EXERCISE PROMPT => Emit the data below verbatim, stripping out any pictures.

MATERIAL =>
::::::::

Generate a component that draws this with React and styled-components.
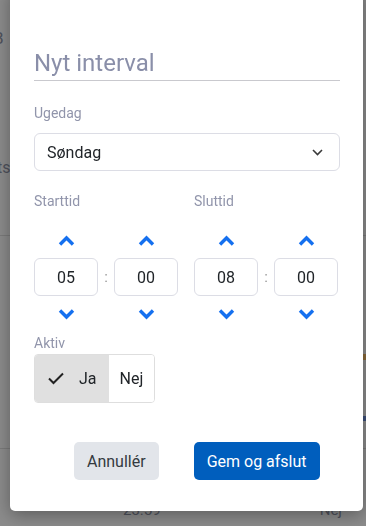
import React from "react";
import styled, { createGlobalStyle } from "styled-components";

const Global = createGlobalStyle`
  html, body { margin: 0; padding: 0; }
  body {
    width: 366px;
    height: 526px;
    overflow: hidden;
    font-family: Roboto, "Liberation Sans", Arial, sans-serif;
    background: #8c8c8c;
  }
`;

/* ---------- dimmed page behind the dialog ---------- */
const Page = styled.div`
  height: 526px;
  background: #8c8c8c;
  display: flex;
  flex-direction: column;
  overflow: hidden;
`;

const PageSection = styled.div`
  height: ${(p) => p.$h}px;
  border-bottom: ${(p) => (p.$line ? "1px solid #7b7b7b" : "none")};
  display: flex;
  flex-direction: column;
  flex-shrink: 0;
  padding-top: ${(p) => p.$pt || 0}px;
  box-sizing: border-box;
`;

const PageText = styled.div`
  font-size: ${(p) => p.$size || 16}px;
  line-height: 20px;
  color: #4f525c;
  margin-left: ${(p) => p.$ml || 0}px;
  margin-top: ${(p) => p.$mt || 0}px;
  white-space: nowrap;
`;

const PageRow = styled.div`
  display: flex;
  align-items: center;
  padding-left: 123px;
  gap: 159px;
  font-size: 15px;
  color: #4f525c;
`;

const Mark = styled.div`
  align-self: flex-end;
  width: 3px;
  height: ${(p) => p.$h}px;
  background: ${(p) => p.$c};
  margin-top: ${(p) => p.$mt}px;
`;

/* ---------- dialog ---------- */
const Dialog = styled.div`
  position: fixed;
  left: 10px;
  top: -14px;
  width: 353px;
  box-sizing: border-box;
  background: #fff;
  border-radius: 5px;
  box-shadow: 0 4px 18px rgba(0, 0, 0, 0.35);
  padding: 61px 23px 31px 24px;
  display: flex;
  flex-direction: column;
`;

const Title = styled.h2`
  margin: 0;
  font-size: 24px;
  line-height: 32px;
  font-weight: 400;
  color: #8a8fa9;
  padding-bottom: 1px;
  border-bottom: 1px solid #c9c9ce;
`;

const Label = styled.div`
  font-size: 14px;
  line-height: 20px;
  color: #9195ab;
  margin-top: ${(p) => p.$mt || 0}px;
`;

const Select = styled.div`
  margin-top: 10px;
  height: 38px;
  box-sizing: border-box;
  border: 1px solid #dcdde5;
  border-radius: 6px;
  display: flex;
  align-items: center;
  justify-content: space-between;
  padding: 0 16px 0 12px;
  font-size: 16px;
  color: #212529;
`;

const TimeGrid = styled.div`
  margin-top: 20px;
  display: grid;
  grid-template-columns: 145px 1fr;
  column-gap: 15px;
`;

const TimeCol = styled.div`
  display: flex;
  flex-direction: column;
`;

const TimeRow = styled.div`
  margin-top: 17px;
  display: flex;
  align-items: center;
`;

const Spinner = styled.div`
  width: 64px;
  display: flex;
  flex-direction: column;
  align-items: center;
  gap: 6px;
`;

const ArrowButton = styled.button`
  width: 64px;
  height: 24px;
  border: 0;
  padding: 0;
  background: transparent;
  display: flex;
  align-items: center;
  justify-content: center;
  cursor: pointer;
`;

const TimeBox = styled.div`
  width: 64px;
  height: 38px;
  box-sizing: border-box;
  border: 1px solid #dcdde5;
  border-radius: 6px;
  display: flex;
  align-items: center;
  justify-content: center;
  font-size: 16px;
  color: #212529;
`;

const Colon = styled.div`
  width: 16px;
  text-align: center;
  font-size: 15px;
  color: #9a9a9a;
`;

const Toggle = styled.div`
  margin-top: 1px;
  align-self: flex-start;
  display: flex;
  height: 49px;
  box-sizing: border-box;
  border: 1px solid #dedede;
  border-radius: 4px;
  overflow: hidden;
`;

const Segment = styled.div`
  display: flex;
  align-items: center;
  gap: 15px;
  padding: ${(p) => (p.$active ? "0 12px 0 13px" : "0 11px")};
  background: ${(p) => (p.$active ? "#e0e0e0" : "#fff")};
  font-size: 16px;
  color: #212529;
`;

const Actions = styled.div`
  margin-top: 39px;
  display: flex;
  padding-left: 40px;
  gap: 35px;
`;

const Button = styled.button`
  height: 38px;
  padding: 0 13px;
  border: 0;
  border-radius: 5px;
  font-family: inherit;
  font-size: 16px;
  font-weight: 400;
  background: ${(p) => (p.$primary ? "#005ebd" : "#e2e5ea")};
  color: ${(p) => (p.$primary ? "#fff" : "#343a40")};
  cursor: pointer;
`;

const Chevron = ({ up }) => (
  <svg width="17" height="11" viewBox="0 0 17 11">
    <polyline
      points={up ? "2,9.5 8.5,3 15,9.5" : "2,1.5 8.5,8 15,1.5"}
      fill="none"
      stroke="#1570ef"
      strokeWidth="3.4"
      strokeLinejoin="miter"
    />
  </svg>
);

const SelectChevron = () => (
  <svg width="11" height="7" viewBox="0 0 11 7">
    <polyline points="1,1 5.5,5.5 10,1" fill="none" stroke="#3a3a3a" strokeWidth="1.6" />
  </svg>
);

const CheckIcon = () => (
  <svg width="16" height="13" viewBox="0 0 16 13">
    <polyline points="1,6.5 5.5,11 15,1.5" fill="none" stroke="#222" strokeWidth="2" />
  </svg>
);

const TimeField = ({ value }) => (
  <Spinner>
    <ArrowButton aria-label="op"><Chevron up /></ArrowButton>
    <TimeBox>{value}</TimeBox>
    <ArrowButton aria-label="ned"><Chevron /></ArrowButton>
  </Spinner>
);

const TimePicker = ({ label, h, m }) => (
  <TimeCol>
    <Label>{label}</Label>
    <TimeRow>
      <TimeField value={h} />
      <Colon>:</Colon>
      <TimeField value={m} />
    </TimeRow>
  </TimeCol>
);

export default function App() {
  return (
    <>
      <Global />
      <Page>
        <PageSection $h={236} $line $pt={28}>
          <PageText $ml={-7} $size={17}>B</PageText>
          <PageText $ml={-3} $mt={110}>ts</PageText>
        </PageSection>
        <PageSection $h={213} $line>
          <Mark $h={6} $c="#8a6a3a" $mt={118} />
          <Mark $h={5} $c="#3d4f7a" $mt={56} />
        </PageSection>
        <PageSection $h={77} $pt={52}>
          <PageRow>
            <span>23.59</span>
            <span>Nej</span>
          </PageRow>
        </PageSection>
      </Page>

      <Dialog role="dialog">
        <Title>Nyt interval</Title>

        <Label $mt={22}>Ugedag</Label>
        <Select>
          <span>Søndag</span>
          <SelectChevron />
        </Select>

        <TimeGrid>
          <TimePicker label="Starttid" h="05" m="00" />
          <TimePicker label="Sluttid" h="08" m="00" />
        </TimeGrid>

        <Label $mt={7}>Aktiv</Label>
        <Toggle>
          <Segment $active>
            <CheckIcon />
            <span>Ja</span>
          </Segment>
          <Segment>Nej</Segment>
        </Toggle>

        <Actions>
          <Button>Annullér</Button>
          <Button $primary>Gem og afslut</Button>
        </Actions>
      </Dialog>
    </>
  );
}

::::::::

SOLUTION BELOW =>
Generate a component that draws this with React and styled-components.
import React from "react";
import styled, { createGlobalStyle } from "styled-components";

const Global = createGlobalStyle`
  html, body { margin: 0; padding: 0; }
  body {
    width: 366px;
    height: 526px;
    overflow: hidden;
    font-family: Roboto, "Liberation Sans", Arial, sans-serif;
    background: #8c8c8c;
  }
`;

/* ---------- dimmed page behind the dialog ---------- */
const Page = styled.div`
  height: 526px;
  background: #8c8c8c;
  display: flex;
  flex-direction: column;
  overflow: hidden;
`;

const PageSection = styled.div`
  height: ${(p) => p.$h}px;
  border-bottom: ${(p) => (p.$line ? "1px solid #7b7b7b" : "none")};
  display: flex;
  flex-direction: column;
  flex-shrink: 0;
  padding-top: ${(p) => p.$pt || 0}px;
  box-sizing: border-box;
`;

const PageText = styled.div`
  font-size: ${(p) => p.$size || 16}px;
  line-height: 20px;
  color: #4f525c;
  margin-left: ${(p) => p.$ml || 0}px;
  margin-top: ${(p) => p.$mt || 0}px;
  white-space: nowrap;
`;

const PageRow = styled.div`
  display: flex;
  align-items: center;
  padding-left: 123px;
  gap: 159px;
  font-size: 15px;
  color: #4f525c;
`;

const Mark = styled.div`
  align-self: flex-end;
  width: 3px;
  height: ${(p) => p.$h}px;
  background: ${(p) => p.$c};
  margin-top: ${(p) => p.$mt}px;
`;

/* ---------- dialog ---------- */
const Dialog = styled.div`
  position: fixed;
  left: 10px;
  top: -14px;
  width: 353px;
  box-sizing: border-box;
  background: #fff;
  border-radius: 5px;
  box-shadow: 0 4px 18px rgba(0, 0, 0, 0.35);
  padding: 61px 23px 31px 24px;
  display: flex;
  flex-direction: column;
`;

const Title = styled.h2`
  margin: 0;
  font-size: 24px;
  line-height: 32px;
  font-weight: 400;
  color: #8a8fa9;
  padding-bottom: 1px;
  border-bottom: 1px solid #c9c9ce;
`;

const Label = styled.div`
  font-size: 14px;
  line-height: 20px;
  color: #9195ab;
  margin-top: ${(p) => p.$mt || 0}px;
`;

const Select = styled.div`
  margin-top: 10px;
  height: 38px;
  box-sizing: border-box;
  border: 1px solid #dcdde5;
  border-radius: 6px;
  display: flex;
  align-items: center;
  justify-content: space-between;
  padding: 0 16px 0 12px;
  font-size: 16px;
  color: #212529;
`;

const TimeGrid = styled.div`
  margin-top: 20px;
  display: grid;
  grid-template-columns: 145px 1fr;
  column-gap: 15px;
`;

const TimeCol = styled.div`
  display: flex;
  flex-direction: column;
`;

const TimeRow = styled.div`
  margin-top: 17px;
  display: flex;
  align-items: center;
`;

const Spinner = styled.div`
  width: 64px;
  display: flex;
  flex-direction: column;
  align-items: center;
  gap: 6px;
`;

const ArrowButton = styled.button`
  width: 64px;
  height: 24px;
  border: 0;
  padding: 0;
  background: transparent;
  display: flex;
  align-items: center;
  justify-content: center;
  cursor: pointer;
`;

const TimeBox = styled.div`
  width: 64px;
  height: 38px;
  box-sizing: border-box;
  border: 1px solid #dcdde5;
  border-radius: 6px;
  display: flex;
  align-items: center;
  justify-content: center;
  font-size: 16px;
  color: #212529;
`;

const Colon = styled.div`
  width: 16px;
  text-align: center;
  font-size: 15px;
  color: #9a9a9a;
`;

const Toggle = styled.div`
  margin-top: 1px;
  align-self: flex-start;
  display: flex;
  height: 49px;
  box-sizing: border-box;
  border: 1px solid #dedede;
  border-radius: 4px;
  overflow: hidden;
`;

const Segment = styled.div`
  display: flex;
  align-items: center;
  gap: 15px;
  padding: ${(p) => (p.$active ? "0 12px 0 13px" : "0 11px")};
  background: ${(p) => (p.$active ? "#e0e0e0" : "#fff")};
  font-size: 16px;
  color: #212529;
`;

const Actions = styled.div`
  margin-top: 39px;
  display: flex;
  padding-left: 40px;
  gap: 35px;
`;

const Button = styled.button`
  height: 38px;
  padding: 0 13px;
  border: 0;
  border-radius: 5px;
  font-family: inherit;
  font-size: 16px;
  font-weight: 400;
  background: ${(p) => (p.$primary ? "#005ebd" : "#e2e5ea")};
  color: ${(p) => (p.$primary ? "#fff" : "#343a40")};
  cursor: pointer;
`;

const Chevron = ({ up }) => (
  <svg width="17" height="11" viewBox="0 0 17 11">
    <polyline
      points={up ? "2,9.5 8.5,3 15,9.5" : "2,1.5 8.5,8 15,1.5"}
      fill="none"
      stroke="#1570ef"
      strokeWidth="3.4"
      strokeLinejoin="miter"
    />
  </svg>
);

const SelectChevron = () => (
  <svg width="11" height="7" viewBox="0 0 11 7">
    <polyline points="1,1 5.5,5.5 10,1" fill="none" stroke="#3a3a3a" strokeWidth="1.6" />
  </svg>
);

const CheckIcon = () => (
  <svg width="16" height="13" viewBox="0 0 16 13">
    <polyline points="1,6.5 5.5,11 15,1.5" fill="none" stroke="#222" strokeWidth="2" />
  </svg>
);

const TimeField = ({ value }) => (
  <Spinner>
    <ArrowButton aria-label="op"><Chevron up /></ArrowButton>
    <TimeBox>{value}</TimeBox>
    <ArrowButton aria-label="ned"><Chevron /></ArrowButton>
  </Spinner>
);

const TimePicker = ({ label, h, m }) => (
  <TimeCol>
    <Label>{label}</Label>
    <TimeRow>
      <TimeField value={h} />
      <Colon>:</Colon>
      <TimeField value={m} />
    </TimeRow>
  </TimeCol>
);

export default function App() {
  return (
    <>
      <Global />
      <Page>
        <PageSection $h={236} $line $pt={28}>
          <PageText $ml={-7} $size={17}>B</PageText>
          <PageText $ml={-3} $mt={110}>ts</PageText>
        </PageSection>
        <PageSection $h={213} $line>
          <Mark $h={6} $c="#8a6a3a" $mt={118} />
          <Mark $h={5} $c="#3d4f7a" $mt={56} />
        </PageSection>
        <PageSection $h={77} $pt={52}>
          <PageRow>
            <span>23.59</span>
            <span>Nej</span>
          </PageRow>
        </PageSection>
      </Page>

      <Dialog role="dialog">
        <Title>Nyt interval</Title>

        <Label $mt={22}>Ugedag</Label>
        <Select>
          <span>Søndag</span>
          <SelectChevron />
        </Select>

        <TimeGrid>
          <TimePicker label="Starttid" h="05" m="00" />
          <TimePicker label="Sluttid" h="08" m="00" />
        </TimeGrid>

        <Label $mt={7}>Aktiv</Label>
        <Toggle>
          <Segment $active>
            <CheckIcon />
            <span>Ja</span>
          </Segment>
          <Segment>Nej</Segment>
        </Toggle>

        <Actions>
          <Button>Annullér</Button>
          <Button $primary>Gem og afslut</Button>
        </Actions>
      </Dialog>
    </>
  );
}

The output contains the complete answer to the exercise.